But his failure to prosper rather embittered him, and he was disappointed by the Government’s seeming disinclination to go after Eichmann. At his own expense, he set up an archive of documents relating to the Holocaust, and, although it made him unpopular in official circles, continued to agitate in the press for the resumption of the hunt for the remaining Nazis.

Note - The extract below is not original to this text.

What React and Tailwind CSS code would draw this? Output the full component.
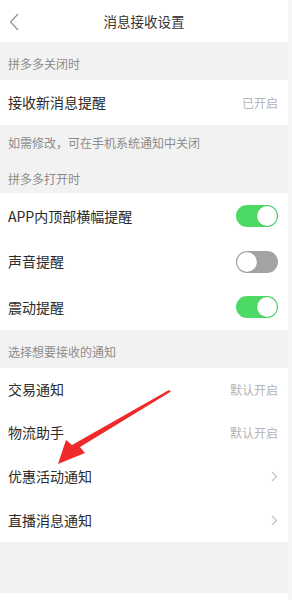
import React from 'react'

const font = { fontFamily: '"Noto Sans CJK SC", "Noto Sans", sans-serif' }

function Toggle({ on }) {
  return (
    <span
      className={`relative flex h-[22px] w-[42px] items-center rounded-full ${
        on ? 'bg-[#4cd964]' : 'bg-[#a3a3a3]'
      }`}
    >
      <span
        className={`absolute top-[1px] h-[20px] w-[20px] rounded-full bg-white shadow-[0_0_1px_rgba(0,0,0,0.3)] ${
          on ? 'right-[1px]' : 'left-[1px]'
        }`}
      />
    </span>
  )
}

function Chevron() {
  return (
    <svg width="7" height="11" viewBox="0 0 7 11" fill="none" stroke="#c2c2c2" strokeWidth="1.2">
      <path d="M1 1l4.5 4.5L1 10" />
    </svg>
  )
}

function Row({ label, right, h = 'h-[45px]' }) {
  return (
    <div className={`flex ${h} items-center justify-between pl-[8px] pr-[10px]`}>
      <span className="text-[14px] text-[#2b2b2b]">{label}</span>
      {right}
    </div>
  )
}

function Label({ children, h = 'h-[38px]' }) {
  return (
    <div className={`flex ${h} items-center pl-[8px] pt-[5px] text-[12px] text-[#8c8c8c]`}>{children}</div>
  )
}

const Muted = ({ children }) => <span className="text-[12px] text-[#b3b3b3]">{children}</span>

export default function App() {
  return (
    <div className="relative flex h-[600px] w-[292px] overflow-hidden bg-[#f6f6f6]" style={font}>
      <div className="flex w-[288px] flex-col bg-[#f2f2f2]">
        {/* header */}
        <div className="relative flex h-[42px] items-center justify-center bg-white">
          <svg className="absolute left-[9px] top-[13px]" width="10" height="18" viewBox="0 0 10 18" fill="none" stroke="#8a8a8a" strokeWidth="1.1">
            <path d="M9 1L1.5 9L9 17" />
          </svg>
          <span className="text-[13.5px] text-[#333]">消息接收设置</span>
        </div>

        <Label>拼多多关闭时</Label>
        <div className="bg-white">
          <Row label="接收新消息提醒" right={<Muted>已开启</Muted>} />
        </div>

        <div className="flex h-[34px] items-center pl-[8px] pt-[2px] text-[12px] text-[#8c8c8c]">
          如需修改，可在手机系统通知中关闭
        </div>
        <div className="flex h-[34px] items-center pl-[8px] pt-[6px] text-[12px] text-[#8c8c8c]">拼多多打开时</div>

        <div className="bg-white">
          <Row label="APP内顶部横幅提醒" right={<Toggle on />} h="h-[46px]" />
          <Row label="声音提醒" right={<Toggle on={false} />} h="h-[45px]" />
          <Row label="震动提醒" right={<Toggle on />} h="h-[46px]" />
        </div>

        <Label>选择想要接收的通知</Label>

        <div className="bg-white">
          <Row label="交易通知" right={<Muted>默认开启</Muted>} h="h-[43px]" />
          <Row label="物流助手" right={<Muted>默认开启</Muted>} h="h-[43px]" />
          <Row label="优惠活动通知" right={<Chevron />} h="h-[44px]" />
          <Row label="直播消息通知" right={<Chevron />} h="h-[44px]" />
        </div>

        <div className="flex-1" />
        <div className="h-[7px] bg-white" />
      </div>

      {/* red annotation arrow */}
      <svg className="absolute left-0 top-0 pointer-events-none" width="292" height="600" viewBox="0 0 292 600">
        <path d="M171 391.5 L80 447 L85 453 L58 464 L66 440 L72 445 L169 390 Z" fill="#ee2a2a" />
      </svg>
    </div>
  )
}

It was Friedman’s high profile — as well as a $10,000 reward that he had offered — that in late 1959 prompted Lothar Hermann to write to him from his home in Argentina. Hermann had been a political prisoner in Dachau in the 1930s, and had correctly divined that the father of his daughter’s new boyfriend was the vanished Eichmann. Friedman passed on the address given him by Hermann to the Israeli authorities, and when Eichmann was snatched in Buenos Aires six months later by a team of agents and brought to Jerusalem for trial, Friedman believed that much of the credit was due to him.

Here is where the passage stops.